Petite révolution au Parlement. Après plus d’une décennie de tergiversations et de blocages, la Chambre des députés a enfin annoncé vendredi dernier son souhait de retransmettre en direct des débats en commission. Ne seront concernés dans un premier temps (à partir de mi-avril) qu’une poignée de ces rendez-vous entre parlementaires et ministres de tutelle. Il ne s’agit pas de commissions de bagatelle (pour ceux qui considèrent qu’il en existe). Certaines revêtent des enjeux électoraux majeurs (celles du Logement, de l’Éducation et de l’Environnement). Les autres sont peut-être plus secondaires de ce point de vue (Agriculture et Médias). Pour cette phase test, le choix des commissions a notamment été guidé par l’enthousiasme montré par leurs présidents, respectivement Gilles Baum, Barbara Agostino (DP), Christophe Hansen, Jeff Boonen et Félix Eischen (CSV). C’est le président de l’institution qui nous l’explique.
Claude Wiseler, nouvel homme au perchoir, est à la manœuvre. L’idée consiste à rendre plus visible et plus audible le travail des représentants du peuple, la légitimité des élus étant déjà bien entamée par la règle électorale limitant aux Luxembourgeois le droit de vote alors que la population du pays est presque pour moitié composée d’étrangers. En diffusant sur chd.tv une série de commissions, le président de la Chambre met un pied dans la porte. Il deviendra plus facile de l’ouvrir grand que de la refermer, pense-t-il. Parmi les grands chantiers de Wiseler figure aussi la réduction du temps de parole durant les débats législatifs. Il ne s’agirait pas d’une tiktokisation de la vie politique, mais d’une question de logique. Si les commissions deviennent publiques, pas besoin de se répéter en plénière. Les motions seront, elles, suivies. Si l’une est acceptée, quelqu’un s’assurera qu’elle est appliquée. Si une autre est renvoyée en commission, alors il faudra vérifier qu’elle réintègre le flux de textes à traiter. Chaque commission aura en sus une plage horaire fixe pour limiter les commissions buissonnières. Enfin, sera organisée une discussion sur un nouveau code de déontologie, notamment pour préciser les conflits d’intérêts et les frontières de la liberté d’expression (afin de limiter les « affaires Weidig » sur les réseaux sociaux). Claude Wiseler, élu à l’unanimité par ses pairs en novembre, s’affiche comme homme de dialogue.

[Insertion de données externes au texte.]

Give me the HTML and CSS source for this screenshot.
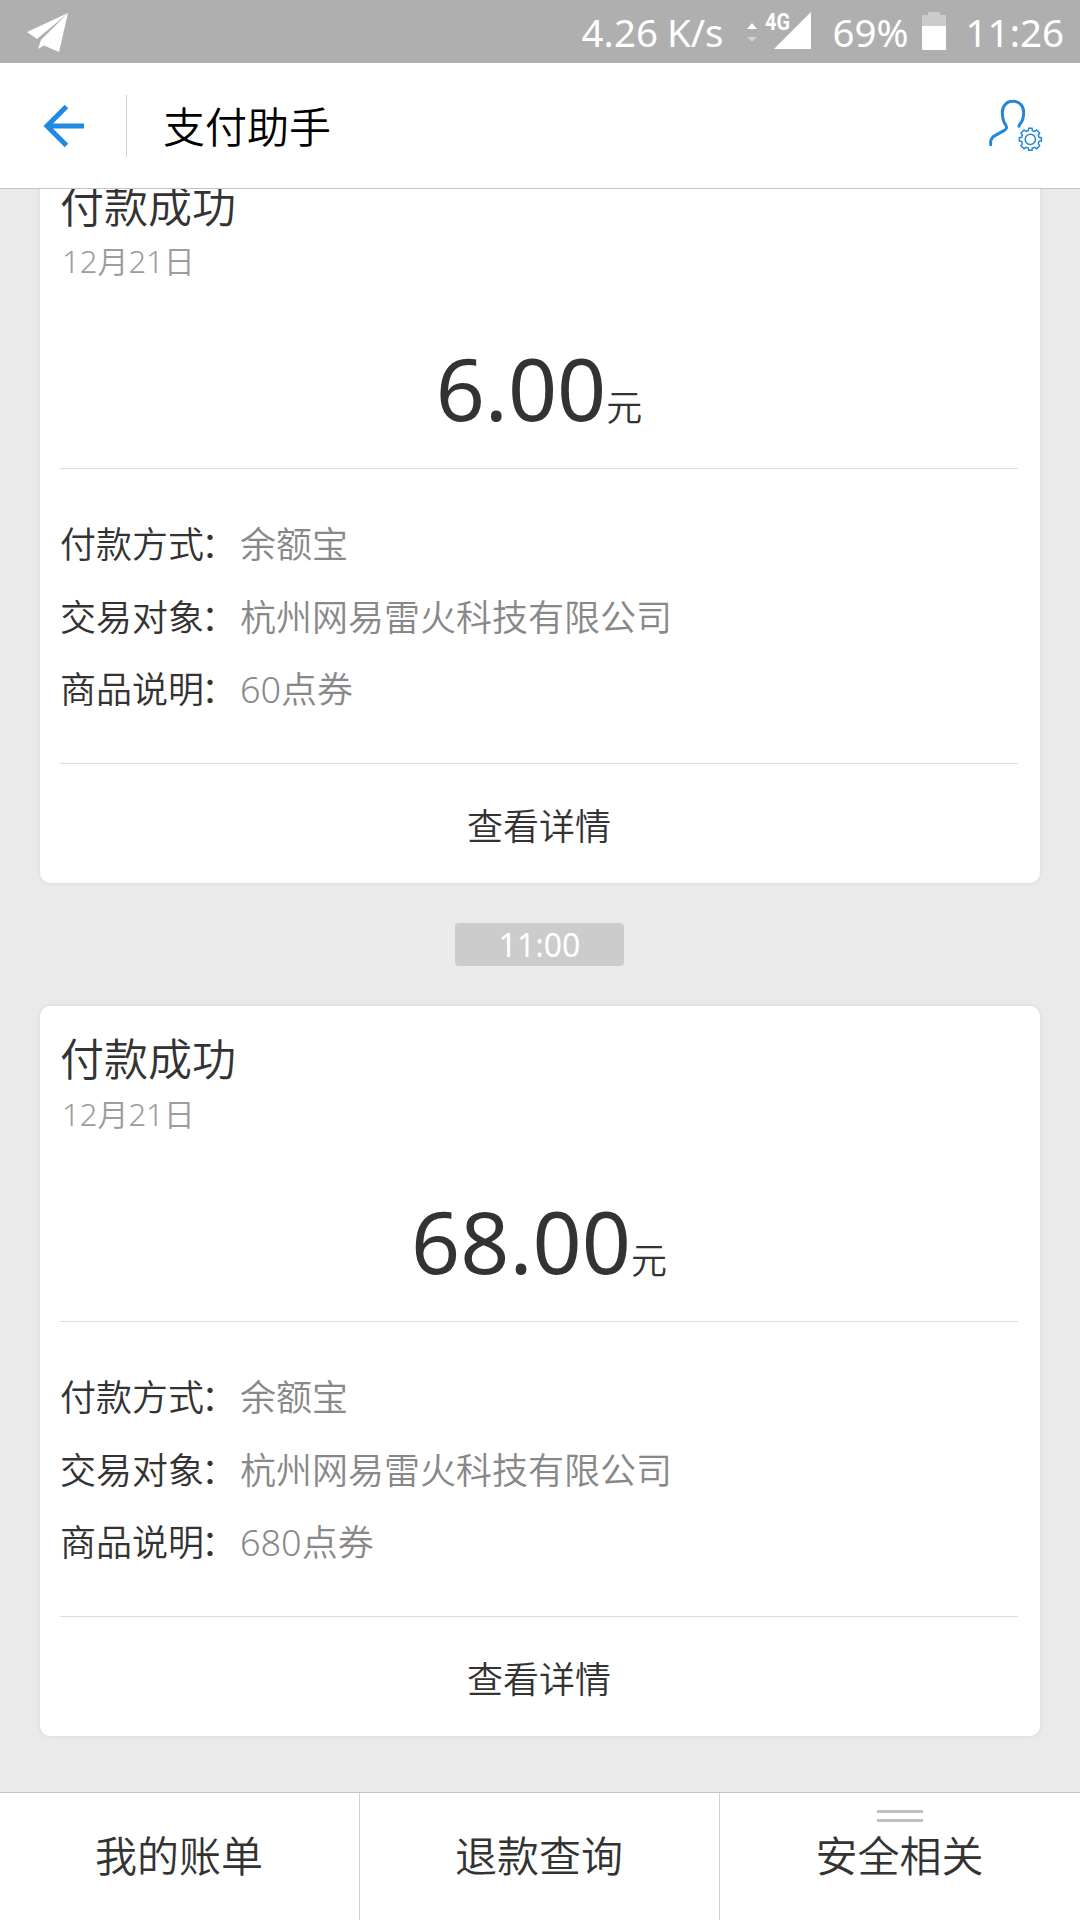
FILE: index.html
```html
<!DOCTYPE html>
<html lang="zh-CN">
<head>
<meta charset="utf-8">
<title>支付助手</title>
<link rel="stylesheet" href="styles.css">
</head>
<body>
<div class="status">
  <svg class="plane" viewBox="0 0 44 42" width="44" height="42"><path d="M1 20 42 1 11 27ZM42 1 33 40 18 33.5 12 37 15 28Z" fill="#fff"/></svg>
  <span class="speed">4.26 K/s</span>
  <svg class="signal" viewBox="0 -12 66 52" width="66" height="52">
    <path d="M2 17 7 11 12 17Z" fill="#fff"/><path d="M2 25H12L7 30Z" fill="#d0d0d0"/>
    <path d="M29 37 66 0V37Z" fill="#fff"/>
    <text class="net" x="20" y="18" textLength="25" lengthAdjust="spacingAndGlyphs">4G</text>
  </svg>
  <span class="percent">69%</span>
  <svg class="battery" viewBox="0 0 24 38" width="24" height="38"><path d="M0 3H6V0H18V3H24V14H0Z" fill="#ccc"/><path d="M0 14H24V38H0Z" fill="#fff"/></svg>
  <span class="clock">11:26</span>
</div>
<header class="header">
  <svg class="back" viewBox="0 0 44 44" width="44" height="44"><path d="M41 22H5M23.500 2.500 4 22 23.500 41.500" fill="none" stroke="#1e8ae2" stroke-width="5"/></svg>
  <i class="bar"></i>
  <h1 class="title">支付助手</h1>
  <svg class="user" viewBox="85 55 171 165" width="57" height="55">
    <g fill="none" stroke="#2387d9" stroke-linecap="round">
      <path stroke-width="9" d="M93 195V186Q94 174 107 167L134 152Q145 146 138 136C130 126 128 119 128 98C128 77 142 65 160 65C178 65 192 77 192 98C192 117 188 126 181 133Q178 136 178 140"/>
      <g transform="translate(212 179)" stroke-width="4.500">
        <path d="M-5-33H5L6-26 13-24 19-28 28-19 24-13 26-6 33-5V5L26 6 24 13 28 19 19 28 13 24 6 26 5 33H-5L-6 26-13 24-19 28-28 19-24 13-26 6-33 5V-5L-26-6-24-13-28-19-19-28-13-24-6-26Z"/>
        <circle r="15.500"/>
      </g>
    </g>
  </svg>
</header>
<main class="feed">
  <section class="card">
    <h2 class="name">付款成功</h2>
    <p class="date">12月21日</p>
    <p class="amount">6.00<span class="unit">元</span></p>
    <dl class="details">
      <dt>付款方式<span class="colon">：</span></dt><dd>余额宝</dd>
      <dt>交易对象<span class="colon">：</span></dt><dd>杭州网易雷火科技有限公司</dd>
      <dt>商品说明<span class="colon">：</span></dt><dd>60点券</dd>
    </dl>
    <a class="more">查看详情</a>
  </section>
  <time class="stamp">11:00</time>
  <section class="card">
    <h2 class="name">付款成功</h2>
    <p class="date">12月21日</p>
    <p class="amount">68.00<span class="unit">元</span></p>
    <dl class="details">
      <dt>付款方式<span class="colon">：</span></dt><dd>余额宝</dd>
      <dt>交易对象<span class="colon">：</span></dt><dd>杭州网易雷火科技有限公司</dd>
      <dt>商品说明<span class="colon">：</span></dt><dd>680点券</dd>
    </dl>
    <a class="more">查看详情</a>
  </section>
</main>
<nav class="tabs">
  <a class="tab">我的账单</a>
  <a class="tab">退款查询</a>
  <a class="tab"><i class="grip"></i>安全相关</a>
</nav>
</body>
</html>
```
FILE: styles.css
```css
* { box-sizing: border-box; margin: 0; padding: 0; }
body {
  width: 1080px; height: 1920px; overflow: hidden;
  display: flex; flex-direction: column;
  background: #eaeaea; color: #333;
  font-family: "Noto Sans", "Noto Sans CJK SC", sans-serif;
  font-weight: 350;
}
.status {
  flex: none; height: 63px; display: flex; align-items: flex-start;
  padding: 12px 16px 0 26px; background: #afafaf; color: #fff;
  font-size: 38.500px; line-height: 41px; font-weight: 400; white-space: nowrap;
}
.speed { margin-left: auto; word-spacing: -1px; }
.signal { margin: -12px 1px 0 21px; }
.net { font: bold 24px Roboto, sans-serif; fill: #fff; }
.percent { margin-left: 21px; }
.battery { margin-left: 13px; }
.clock { margin-left: 20px; }
.header {
  flex: none; height: 126px; display: flex; align-items: center;
  padding: 0 35px 0 43px; background: #fff; border-bottom: 1px solid #c4c4c4;
}
.bar { width: 1px; height: 62px; margin: 0 36px 0 39px; background: #cfcfcf; }
.title { margin-bottom: 2px; font: 350 42px/60px "Noto Sans CJK SC", sans-serif; color: #000; }
.user { margin-left: auto; }
.feed {
  flex: 1; min-height: 0; overflow: hidden;
  display: flex; flex-direction: column; align-items: center;
}
.card {
  flex: none; width: 1000px; height: 730px; padding: 0 20px;
  display: flex; flex-direction: column;
  background: #fff; border-radius: 10px; box-shadow: 0 0 4px rgba(0,0,0,.09);
}
.card > * { flex: none; }
.card:first-child { margin-top: -36px; }
.name { margin-top: 20px; font: 350 44px/62px "Noto Sans CJK SC", sans-serif; }
.date { margin: 3px 0 1px 2px; color: #9c9c9c; font-size: 31px; line-height: 46px; }
.amount {
  height: 184px; padding-top: 43px; border-bottom: 1px solid #ddd; margin-right: 2px;
  text-align: center; font-size: 86px; line-height: 120px; font-weight: 400;
}
.unit { font: 350 36px/36px "Noto Sans CJK SC", sans-serif; }
.details {
  height: 295px; padding-top: 37px; margin-right: 2px; border-bottom: 1px solid #ddd;
  display: grid; grid-template-columns: 180px 1fr; grid-auto-rows: 72.500px;
  font-size: 36px; line-height: 72px;
}
.details dt { font-family: "Noto Sans CJK SC", sans-serif; white-space: nowrap; }
.colon { display: inline-block; transform: translate(-3px, 0); }
.details dd { padding-top: 3px; color: #888; }
.more { padding-top: 2px; margin-right: 2px; font: 350 36px/117px "Noto Sans CJK SC", sans-serif; text-align: center; }
.stamp {
  flex: none; width: 169px; height: 43px; margin: 40px 1px 40px 0; border-radius: 4px;
  background: #ccc; color: #fff; font-size: 32px; line-height: 44px; font-weight: 400; text-align: center;
}
.tabs { flex: none; height: 128px; display: flex; background: #fff; border-top: 1px solid #c4c4c4; }
.tab {
  flex: none; width: 360px; padding-right: 1px; position: relative; text-align: center;
  font: 350 42px/122px "Noto Sans CJK SC", sans-serif;
}
.tab:not(:last-child) { border-right: 1px solid #d0d0d0; }
.grip {
  position: absolute; left: 157px; top: 17px; width: 46px; height: 12px;
  border: solid #c0c0c0; border-width: 3px 0;
}
```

Bien sûr, cet élan de transparence s’inscrit dans l’ère du temps. Mais on n’aurait pas franchement parié sur un accès de publicité avec l’arrivée au pouvoir des conservateurs. On ne demande ici qu’à se tromper. Mais la décision cette semaine d’organiser sous cloche un débat d’intérêt éminemment public, celui de l’interdiction de la mendicité dans la capitale, révèle le penchant du CSV pour l’opacité. Au-delà de l’impossibilité d’assister au débat d’une commission quelle qu’elle soit, les députés ne pouvaient pas là communiquer à l’extérieur les détails de la stratégie policière expliquée par le ministre et il n’y aura pas non plus de procès-verbal. Cet événement reste néanmoins l’occasion d’apprendre derrière quel motif fumeux l’on peut aliéner le débat démocratique. Le président de la Chambre ne pouvait rien y faire. La publicité des commissions revient aux députés qui les président, en l’occurrence Marc Lies (Affaires intérieures) et Laurent Mosar (Justice), tous deux CSV.
Voilà certainement où l’art du consensus de Wiseler devra exceller : dans son propre parti. En 2021, le projet de registre de transparence voulu par le Greco (groupe anticorruption du Conseil de l’Europe) déposé par les Pirates et soutenu par Déi Gréng avait été complètement vidé de sa substance. D’un listing des entrevues entre les députés et des personnes extraparlementaires qui ont tenté d’influencer leur travail, l’on est passé à un registre des lobbys agissant au Grand-Duché. Une fumisterie ayant notamment pour origine le élus CSV (avec la complicité des libéraux et des socialistes). Cette semaine, le commissaire européen à la Justice, Didier Reynders, a rappelé au Parlement la nécessité de revoir sa copie. Le candidat chrétien-social à la Commission, Christophe Hansen, lui a rétorqué qu’on tombait toujours sur quelqu’un qu’on connaissait au resto à cause de la petite taille du pays et donc qu’un tel registre ne ferait pas de sens. C’est pas gagné pour Claude Wiseler.